Rajiv Gandhi as leader of Opposition in 1990 had led a parliamentary delegation to Srinagar when VP Singh, supported by the BJP and the Left, allowed governor Jagmohan to let Kashmiri Pandits out of the Valley. The day Rajiv Gandhi, Devi Lal, George Ferandes and others reached Srinagar, the separatists had declared a bandh. When the delegation drove from the airport to the Centaur Hotel on the bank of the Dal Lake and entered the hotel, there was a hostile reception. Some members of the delegation reportedly asked for time, the attendants gave the Pakistan standard time. The delegation could not go out of the hotel due to precarious security arrangements. After returning to Delhi, Rajiv Gandhi told Prime Minister VP Singh that Governor Jagmohan had no political understanding of the situation. Singh then appointed George Fernandes as the Minister of Kashmir affairs.

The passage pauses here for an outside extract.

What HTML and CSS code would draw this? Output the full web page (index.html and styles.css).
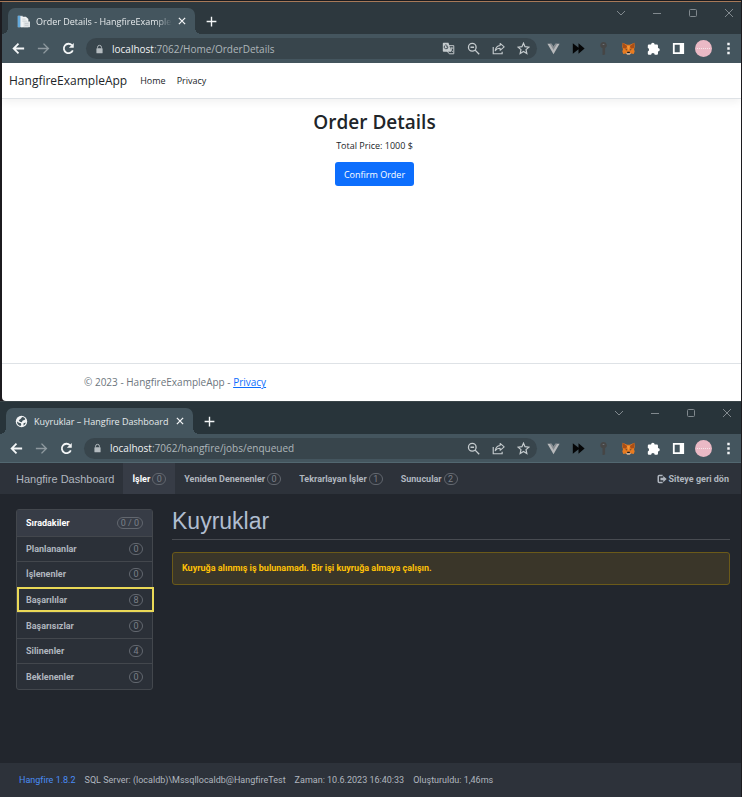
FILE: index.html
```html
<!DOCTYPE html>
<html lang="tr">
<head>
<meta charset="utf-8">
<title>Hangfire Dashboard</title>
<link rel="stylesheet" href="styles.css">
</head>
<body>
<svg class="sprite" aria-hidden="true">
  <symbol id="back" viewBox="0 0 16 16"><path d="M14 8H3M8 2.8 2.8 8 8 13.2" fill="none" stroke="currentColor" stroke-width="1.9"/></symbol>
  <symbol id="forward" viewBox="0 0 16 16"><path d="M2 8h11M8 2.8 13.2 8 8 13.2" fill="none" stroke="currentColor" stroke-width="1.5"/></symbol>
  <symbol id="reload" viewBox="0 0 16 16"><path d="M12.6 10a5 5 0 1 1-1-5.6" fill="none" stroke="currentColor" stroke-width="1.9"/><path d="M13.6 2v5.200H8.400z" fill="currentColor"/></symbol>
  <symbol id="lock" viewBox="0 0 16 16"><path d="M4.500 7V5a3.500 3.500 0 0 1 7 0v2" fill="none" stroke="currentColor" stroke-width="1.700"/><rect x="2.500" y="6.500" width="11" height="9" rx="1" fill="currentColor"/></symbol>
  <symbol id="close" viewBox="0 0 16 16"><path d="m3 3 10 10M13 3 3 13" fill="none" stroke="currentColor" stroke-width="2"/></symbol>
  <symbol id="plus" viewBox="0 0 16 16"><path d="M8 2v12M2 8h12" fill="none" stroke="currentColor" stroke-width="1.700"/></symbol>
  <symbol id="w-down" viewBox="0 0 10 10"><path d="m1 3 4 4 4-4" fill="none" stroke="currentColor"/></symbol>
  <symbol id="w-min" viewBox="0 0 10 10"><path d="M1 5.500h8" fill="none" stroke="currentColor"/></symbol>
  <symbol id="w-max" viewBox="0 0 10 10"><rect x="1.500" y="1.500" width="7" height="7" rx="1" fill="none" stroke="currentColor"/></symbol>
  <symbol id="w-close" viewBox="0 0 10 10"><path d="m1 1 8 8M9 1 1 9" fill="none" stroke="currentColor"/></symbol>
  <symbol id="translate" viewBox="0 0 16 16"><path d="M6 4.500h8.500v10H9L6 11z" fill="none" stroke="currentColor" stroke-width="1.200"/><path d="M2 1h6l3.500 11H2a1 1 0 0 1-1-1V2a1 1 0 0 1 1-1z" fill="currentColor"/><path d="M7.300 5.800H5.200M7.300 6A2.300 2.300 0 1 1 6.500 4.300" fill="none" stroke="#38454c" stroke-width="1.100"/><path d="M9.500 7.500H14M12 6.500v1c0 2-1 3-2 3.500M10.500 8.500c.5 1.500 1.500 2.500 3 3.500" fill="none" stroke="currentColor" stroke-width="1"/></symbol>
  <symbol id="zoomout" viewBox="0 0 16 16"><circle cx="6.500" cy="6.500" r="4.700" fill="none" stroke="currentColor" stroke-width="1.600"/><path d="m10 10 5 5M4.300 6.500h4.400" fill="none" stroke="currentColor" stroke-width="1.700"/></symbol>
  <symbol id="share" viewBox="0 0 16 16"><path d="M1.500 6v8.500h11V12" fill="none" stroke="currentColor" stroke-width="1.400"/><path d="M10 1.800 15 6l-5 4.200V7.800c-3 0-4.800 1-6 3 .3-3.500 2.500-6.200 6-6.600z" fill="none" stroke="currentColor" stroke-width="1.300" stroke-linejoin="round"/></symbol>
  <symbol id="star" viewBox="0 0 16 16"><path d="m8 1.500 1.900 4.300 4.700.5-3.500 3.100 1 4.700L8 11.700l-4.100 2.400 1-4.700L1.400 6.300l4.700-.5z" fill="none" stroke="currentColor" stroke-width="1.500"/></symbol>
  <symbol id="vue" viewBox="0 0 16 16"><path d="M.5 2h5L8 6.300 10.500 2h5L8 15z" fill="#b7b9bb"/><path d="M3.500 2h2.300L8 5.800 10.200 2h2.300L8 9.800z" fill="#858b90"/></symbol>
  <symbol id="ff" viewBox="0 0 16 16"><path d="M1 1.500 8 7V1.500L15.500 8 8 14.500V9l-7 5.500z" fill="#050607"/></symbol>
  <symbol id="key" viewBox="0 0 16 16"><path d="M8 0a4 4 0 0 1 2 7.500V15l-1.500 1H6.800V7.800A4 4 0 0 1 8 0z" fill="#464646"/><path d="M7 3h2" stroke="#778087" stroke-width="1"/></symbol>
  <symbol id="fox" viewBox="0 0 16 16"><path d="m.8.8 5.400 2.500h3.600L15.200.8l.5 5-.9 3 .8 3-1.200 3-3.300-.8-1.500 1.500H6.400l-1.500-1.500-3.300.8-1.200-3 .8-3-.9-3z" fill="#e87b20"/><path d="m.8.8 5.400 4-.9 3.400L1 7.500zM15.200.8l-5.400 4 .9 3.400 4.300-.7z" fill="#a94e16"/><path d="m6.200 4.800 1.800 6 1.800-6z" fill="#f39a39"/><path d="m4 8.500 2.500 1-.8 1zM12 8.500l-2.500 1 .8 1z" fill="#233447"/><path d="m5 14 1.500-1.300h3L11 14l-1.500 1.600h-3z" fill="#c0ad9e"/><path d="M6.500 12h3l.3 1.500H6.200z" fill="#1d1c1c"/></symbol>
  <symbol id="puzzle" viewBox="0 0 16 16"><path d="M5 3.200a2.200 2.200 0 0 1 4.400 0h2.800a1.300 1.300 0 0 1 1.300 1.300v2.900a2.200 2.200 0 0 1 0 4.400v2.700a1.300 1.300 0 0 1-1.300 1.300H9.500a2.200 2.200 0 0 0-4.400 0H2.300A1.300 1.300 0 0 1 1 14.500v-2.800a2.200 2.200 0 0 0 0-4.200v-3a1.300 1.300 0 0 1 1.300-1.300z" fill="#fff"/></symbol>
  <symbol id="panel" viewBox="0 0 16 16"><path d="M2.200 2.200h11.600v11.600H2.200z" fill="none" stroke="#fff" stroke-width="2.200"/><path d="M9.500 2H14v12H9.500z" fill="#fff"/></symbol>
  <symbol id="dots" viewBox="0 0 16 16"><path d="M6.500 1h3v3h-3zM6.500 6.500h3v3h-3zM6.500 12h3v3h-3z" fill="#f4f6f7"/></symbol>
  <symbol id="docs" viewBox="0 0 16 16"><path d="M1 1h6v14H1z" fill="#d5dde2"/><path d="M1 1h3v14H1z" fill="#63a9dc"/><path d="M5 2h6l3 3v10H5z" fill="#f1f3f4"/><path d="M8 8h8v7H8z" fill="#dfe3e5"/><path d="M6.500 5h4M6.500 7.500H12M9.500 10.500H14M9.500 12.800H14" stroke="#c3c9cd"/></symbol>
  <symbol id="globe" viewBox="0 0 16 16"><circle cx="8" cy="8" r="7" fill="#f2f4f5"/><path d="M8.800 2.500c2 .2 3 1 3.900 2.300l-1 1.500-2.200.5-1.200 2L6 8.300 4.500 6.600 6.800 5zM2.500 8l2.300 1.600 2.500.6.400 2-1.200 1.300A5.500 5.500 0 0 1 2.500 8zM10.500 10l2.800-.8c-.5 2-1.300 2.900-2.800 3.600z" fill="#42535b"/></symbol>
  <symbol id="exit" viewBox="0 0 16 16"><path d="M9 2.500H3.500a1.500 1.500 0 0 0-1.500 1.500v8a1.500 1.500 0 0 0 1.500 1.500H9" fill="none" stroke="currentColor" stroke-width="2.400"/><path d="M5.500 6H10V3l5.500 5-5.500 5v-3H5.500z" fill="currentColor"/></symbol>
</svg>

<section class="browser browser-shop">
  <header class="tabstrip">
    <div class="tab">
      <svg class="favicon"><use href="#docs"/></svg>
      <span class="tab-title">Order Details - HangfireExampleA</span>
      <button class="icon-btn tab-close" aria-label="Close tab"><svg><use href="#close"/></svg></button>
    </div>
    <button class="icon-btn new-tab" aria-label="New tab"><svg><use href="#plus"/></svg></button>
    <div class="window-controls">
      <button class="icon-btn" aria-label="Search tabs"><svg><use href="#w-down"/></svg></button>
      <button class="icon-btn" aria-label="Minimize"><svg><use href="#w-min"/></svg></button>
      <button class="icon-btn" aria-label="Maximize"><svg><use href="#w-max"/></svg></button>
      <button class="icon-btn" aria-label="Close"><svg><use href="#w-close"/></svg></button>
    </div>
  </header>
  <div class="toolbar">
    <button class="icon-btn" aria-label="Back"><svg class="large"><use href="#back"/></svg></button>
    <button class="icon-btn dim" aria-label="Forward"><svg class="large"><use href="#forward"/></svg></button>
    <button class="icon-btn" aria-label="Reload"><svg class="large"><use href="#reload"/></svg></button>
    <div class="address">
      <svg class="lock"><use href="#lock"/></svg>
      <span class="url"><b>localhost</b>:7062/Home/OrderDetails</span>
      <button class="icon-btn" aria-label="Translate"><svg><use href="#translate"/></svg></button>
      <button class="icon-btn" aria-label="Zoom"><svg><use href="#zoomout"/></svg></button>
      <button class="icon-btn" aria-label="Share"><svg><use href="#share"/></svg></button>
      <button class="icon-btn" aria-label="Bookmark"><svg><use href="#star"/></svg></button>
    </div>
    <button class="icon-btn" aria-label="Vue devtools"><svg><use href="#vue"/></svg></button>
    <button class="icon-btn" aria-label="Fast forward"><svg><use href="#ff"/></svg></button>
    <button class="icon-btn" aria-label="Key"><svg><use href="#key"/></svg></button>
    <button class="icon-btn" aria-label="Wallet"><svg><use href="#fox"/></svg></button>
    <button class="icon-btn" aria-label="Extensions"><svg><use href="#puzzle"/></svg></button>
    <button class="icon-btn" aria-label="Side panel"><svg><use href="#panel"/></svg></button>
    <button class="icon-btn" aria-label="Profile"><span class="avatar"></span></button>
    <button class="icon-btn" aria-label="Menu"><svg><use href="#dots"/></svg></button>
  </div>
  <div class="shop">
    <nav class="shop-nav">
      <a class="shop-brand" href="#">HangfireExampleApp</a>
      <a href="#">Home</a>
      <a href="#">Privacy</a>
    </nav>
    <main class="order">
      <h1>Order Details</h1>
      <p>Total Price: 1000 $</p>
      <button class="confirm">Confirm Order</button>
    </main>
    <footer class="shop-footer">© 2023 - HangfireExampleApp - <a href="#">Privacy</a></footer>
  </div>
</section>

<section class="browser browser-dash">
  <header class="tabstrip">
    <div class="tab">
      <svg class="favicon"><use href="#globe"/></svg>
      <span class="tab-title">Kuyruklar – Hangfire Dashboard</span>
      <button class="icon-btn tab-close" aria-label="Close tab"><svg><use href="#close"/></svg></button>
    </div>
    <button class="icon-btn new-tab" aria-label="New tab"><svg><use href="#plus"/></svg></button>
    <div class="window-controls">
      <button class="icon-btn" aria-label="Search tabs"><svg><use href="#w-down"/></svg></button>
      <button class="icon-btn" aria-label="Minimize"><svg><use href="#w-min"/></svg></button>
      <button class="icon-btn" aria-label="Maximize"><svg><use href="#w-max"/></svg></button>
      <button class="icon-btn" aria-label="Close"><svg><use href="#w-close"/></svg></button>
    </div>
  </header>
  <div class="toolbar">
    <button class="icon-btn" aria-label="Back"><svg class="large"><use href="#back"/></svg></button>
    <button class="icon-btn dim" aria-label="Forward"><svg class="large"><use href="#forward"/></svg></button>
    <button class="icon-btn" aria-label="Reload"><svg class="large"><use href="#reload"/></svg></button>
    <div class="address">
      <svg class="lock"><use href="#lock"/></svg>
      <span class="url"><b>localhost</b>:7062/hangfire/jobs/enqueued</span>
      <button class="icon-btn" aria-label="Zoom"><svg><use href="#zoomout"/></svg></button>
      <button class="icon-btn" aria-label="Share"><svg><use href="#share"/></svg></button>
      <button class="icon-btn" aria-label="Bookmark"><svg><use href="#star"/></svg></button>
    </div>
    <button class="icon-btn" aria-label="Vue devtools"><svg><use href="#vue"/></svg></button>
    <button class="icon-btn" aria-label="Fast forward"><svg><use href="#ff"/></svg></button>
    <button class="icon-btn" aria-label="Key"><svg><use href="#key"/></svg></button>
    <button class="icon-btn" aria-label="Wallet"><svg><use href="#fox"/></svg></button>
    <button class="icon-btn" aria-label="Extensions"><svg><use href="#puzzle"/></svg></button>
    <button class="icon-btn" aria-label="Side panel"><svg><use href="#panel"/></svg></button>
    <button class="icon-btn" aria-label="Profile"><span class="avatar"></span></button>
    <button class="icon-btn" aria-label="Menu"><svg><use href="#dots"/></svg></button>
  </div>
  <div class="dash">
    <nav class="dash-nav">
      <a class="dash-brand" href="#">Hangfire Dashboard</a>
      <a class="dash-link active" href="#">İşler <span class="badge">0</span></a>
      <a class="dash-link" href="#">Yeniden Denenenler <span class="badge">0</span></a>
      <a class="dash-link" href="#">Tekrarlayan İşler <span class="badge">1</span></a>
      <a class="dash-link" href="#">Sunucular <span class="badge">2</span></a>
      <a class="dash-exit" href="#"><svg><use href="#exit"/></svg>Siteye geri dön</a>
    </nav>
    <div class="dash-body">
      <aside class="menu">
        <a class="menu-item active" href="#">Sıradakiler <span class="badge">0 / 0</span></a>
        <a class="menu-item" href="#">Planlananlar <span class="badge">0</span></a>
        <a class="menu-item" href="#">İşlenenler <span class="badge">0</span></a>
        <a class="menu-item marked" href="#">Başarılılar <span class="badge">8</span></a>
        <a class="menu-item" href="#">Başarısızlar <span class="badge">0</span></a>
        <a class="menu-item" href="#">Silinenler <span class="badge">4</span></a>
        <a class="menu-item" href="#">Beklenenler <span class="badge">0</span></a>
      </aside>
      <main class="queues">
        <h1>Kuyruklar</h1>
        <p class="alert">Kuyruğa alınmış iş bulunamadı. Bir işi kuyruğa almaya çalışın.</p>
      </main>
    </div>
    <footer class="dash-footer">
      <a href="#">Hangfire 1.8.2</a>
      <span>SQL Server: (localdb)\Mssqllocaldb@HangfireTest</span>
      <span>Zaman: 10.6.2023 16:40:33</span>
      <span>Oluşturuldu: 1,46ms</span>
    </footer>
  </div>
</section>
</body>
</html>
```
FILE: styles.css
```css
* {
  box-sizing: border-box;
}

body {
  margin: 0;
  min-height: 100vh;
  padding-right: 1px;
  display: flex;
  flex-direction: column;
  background: #1c1b1f;
  font-family: "Open Sans", "Noto Sans", sans-serif;
  font-size: 10px;
}

a {
  color: inherit;
  text-decoration: none;
}

button {
  font: inherit;
}

.sprite {
  display: none;
}

/* Browser frame */

.browser {
  display: flex;
  flex-direction: column;
}

.browser-shop {
  --strip: #2d383e;
  margin-top: 1px;
  padding-left: 2px;
  border-top: 1px solid #a77958;
}

.browser-dash {
  --strip: #28343a;
  flex: 1;
  border-top: 1px solid #394448;
}

.browser-dash .tabstrip {
  padding-right: 2px;
}

.browser-dash .toolbar {
  border-bottom: 1px solid #526770;
}

.tabstrip {
  display: flex;
  align-items: flex-end;
  height: 32px;
  padding-left: 6px;
  background: var(--strip);
}

.tab {
  position: relative;
  display: flex;
  align-items: center;
  width: 187px;
  height: 26px;
  padding: 0 3px 0 9px;
  border-radius: 7px 7px 0 0;
  background: #44555e;
  color: #e6eaec;
  font-size: 9px;
}

.tab::before,
.tab::after {
  content: "";
  position: absolute;
  bottom: 0;
  width: 6px;
  height: 6px;
}

.tab::before {
  left: -6px;
  background: radial-gradient(circle at 0 0, transparent 6px, #44555e 6px);
}

.tab::after {
  right: -6px;
  background: radial-gradient(circle at 100% 0, transparent 6px, #44555e 6px);
}

.favicon {
  flex: none;
  width: 13px;
  height: 13px;
  margin-right: 6px;
}

.tab-title {
  flex: 1;
  overflow: hidden;
  white-space: nowrap;
  mask-image: linear-gradient(to right, #000 88%, transparent);
}

.browser-dash .tab-title {
  mask-image: none;
}

.icon-btn {
  display: flex;
  flex: none;
  align-items: center;
  justify-content: center;
  width: 25px;
  height: 21px;
  padding: 0;
  border: 0;
  background: none;
  color: #f4f6f7;
}

.icon-btn svg {
  width: 13px;
  height: 13px;
}

.icon-btn svg.large {
  width: 15px;
  height: 15px;
}

.icon-btn.tab-close {
  width: 20px;
}

.tab-close svg {
  width: 10px;
  height: 10px;
}

.new-tab {
  align-self: center;
  margin: 6px 0 0 4px;
}

.window-controls {
  display: flex;
  align-self: flex-start;
  margin-left: auto;
  color: #81898e;
}

.window-controls .icon-btn {
  width: 36px;
  color: inherit;
}

.window-controls .icon-btn:last-child {
  width: 24px;
  margin-left: 6px;
}

.window-controls .icon-btn svg {
  width: 10px;
  height: 10px;
}

.toolbar {
  display: flex;
  align-items: center;
  height: 29px;
  padding-left: 4px;
  background: #44555e;
}

.icon-btn.dim {
  color: #8e999f;
}

.address {
  display: flex;
  flex: 1;
  align-items: center;
  height: 21px;
  margin: 0 4px 0 5px;
  padding: 0 1px 0 9px;
  border-radius: 11px;
  background: #38454c;
}

.address .icon-btn {
  color: #c5cbce;
}

.lock {
  width: 9px;
  height: 10px;
  margin-right: 8px;
  color: #b4bbbf;
}

.url {
  flex: 1;
  color: #aeb6ba;
}

.url b {
  color: #f1f3f4;
  font-weight: 400;
}

.avatar {
  display: flex;
  align-items: center;
  justify-content: center;
  width: 17px;
  height: 17px;
  border-radius: 50%;
  background: #eab9c5;
}

.avatar::before {
  content: "";
  width: 13px;
  border-top: 1px dotted #f8e6ea;
}

/* Order page */

.shop {
  display: flex;
  flex-direction: column;
  min-height: 338px;
  background: #fff;
  color: #212529;
  border-bottom-left-radius: 4px;
}

.shop-nav {
  display: flex;
  align-items: center;
  gap: 11px;
  height: 36px;
  padding-left: 7px;
  border-bottom: 1px solid #dee2e6;
  box-shadow: 0 3px 8px rgba(0, 0, 0, .06);
  font-size: 9px;
}

.shop-brand {
  margin-right: 2px;
  font-size: 12px;
}

.order {
  display: flex;
  flex: 1;
  flex-direction: column;
  align-items: center;
  padding: 11px 0 0 6px;
  font-size: 9px;
}

.order h1 {
  margin: 0;
  font-size: 19px;
  font-weight: 600;
  line-height: 25px;
}

.order p {
  margin: 3px 0 9px;
  line-height: 15px;
}

.confirm {
  height: 24px;
  padding: 0 9px;
  border: 0;
  border-radius: 3px;
  background: #0d6efd;
  color: #fff;
}

.shop-footer {
  padding: 0 0 0 82px;
  border-top: 1px solid #dee2e6;
  color: #6c757d;
  line-height: 37px;
}

.shop-footer a {
  color: #0d6efd;
  text-decoration: underline;
}

/* Dashboard */

.dash {
  display: flex;
  flex: 1;
  flex-direction: column;
  background: #22262d;
  color: #b0b6bf;
  font-family: Roboto, "Liberation Sans", Arial, sans-serif;
  font-size: 9px;
}

.dash-nav {
  display: flex;
  height: 31px;
  padding: 0 12px 0 16px;
  background: #2d323a;
  font-weight: 700;
}

.dash-nav a {
  display: flex;
  align-items: center;
}

.dash-nav .dash-brand {
  margin-right: 9px;
  font-family: "Liberation Sans", Arial, sans-serif;
  font-size: 11px;
  font-weight: 400;
}

.dash-nav .dash-link {
  gap: 2px;
  padding: 0 9px;
}

.dash-nav .active {
  background: #373c46;
  color: #fff;
}

.dash-nav .dash-exit {
  gap: 2px;
  margin-left: auto;
}

.dash-exit svg {
  width: 10px;
  height: 10px;
}

.badge {
  display: inline-flex;
  align-items: center;
  justify-content: center;
  min-width: 14px;
  height: 12px;
  padding: 0 3px;
  border: 1px solid #62676f;
  border-radius: 6px;
  color: #7b8088;
  font-weight: 400;
}

.dash-body {
  display: flex;
  flex: 1;
  gap: 19px;
  padding: 15px 11px 0 16px;
}

.menu {
  display: grid;
  grid-auto-rows: 1fr;
  align-self: flex-start;
  flex: none;
  width: 137px;
  min-height: 181px;
  border: 1px solid #43474d;
  border-radius: 3px;
  background: #2b3038;
  font-weight: 700;
}

.menu-item {
  position: relative;
  display: flex;
  align-items: center;
  justify-content: space-between;
  padding: 0 9px;
}

.menu-item + .menu-item {
  border-top: 1px solid #43474d;
}

.menu-item.active {
  background: #373c46;
  color: #fff;
}

.marked::after {
  content: "";
  position: absolute;
  inset: -1px -2px 0 0;
  border: 2px solid #ead957;
}

.queues {
  flex: 1;
}

.queues h1 {
  margin: 0 0 12px;
  padding-bottom: 6px;
  border-bottom: 1px solid #484b51;
  color: #b0bdd0;
  font-family: "Liberation Sans", Arial, sans-serif;
  font-size: 23px;
  font-weight: 400;
  line-height: 24px;
}

.alert {
  margin: 0;
  padding: 0 9px;
  border: 1px solid #6b5a19;
  border-radius: 3px;
  background: #3a3629;
  color: #ffc107;
  font-weight: 700;
  line-height: 31px;
}

.dash-footer {
  display: flex;
  gap: 9px;
  padding: 0 19px;
  background: #2d323a;
  line-height: 34px;
}

.dash-footer a {
  color: #4a8df5;
}
```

In 2009, when Omar Abdullah was sworn in as chief minister of a National Conference-Congress coalition government in Jammu and Kashmir, both Rahul and Sonia Gandhi were present at the General Zoravar Singh Stadium in Jammu.

Rahul was again in J&K on 25 August 2019 when a high drama unfolded at the Srinagar airport as Opposition leaders led by Congress MP Rahul Gandhi reached to assess the situation in Jammu and Kashmir following the bifurcation of the state and abrogation of article 370. As soon as Rahul Gandhi alighted from the flight with a dozen of Opposition leaders and dozens of media personnel, he was received by scores of police personnel inside the airport. In 1990, Rajiv Gandhi could not step out of the hotel and 29 years later, Rahul could not step out of the airport.

Would Bharat Jodo make some promising and fresh beginnings in Kashmir? Looks a tough call given the baggage of history and the poor track record.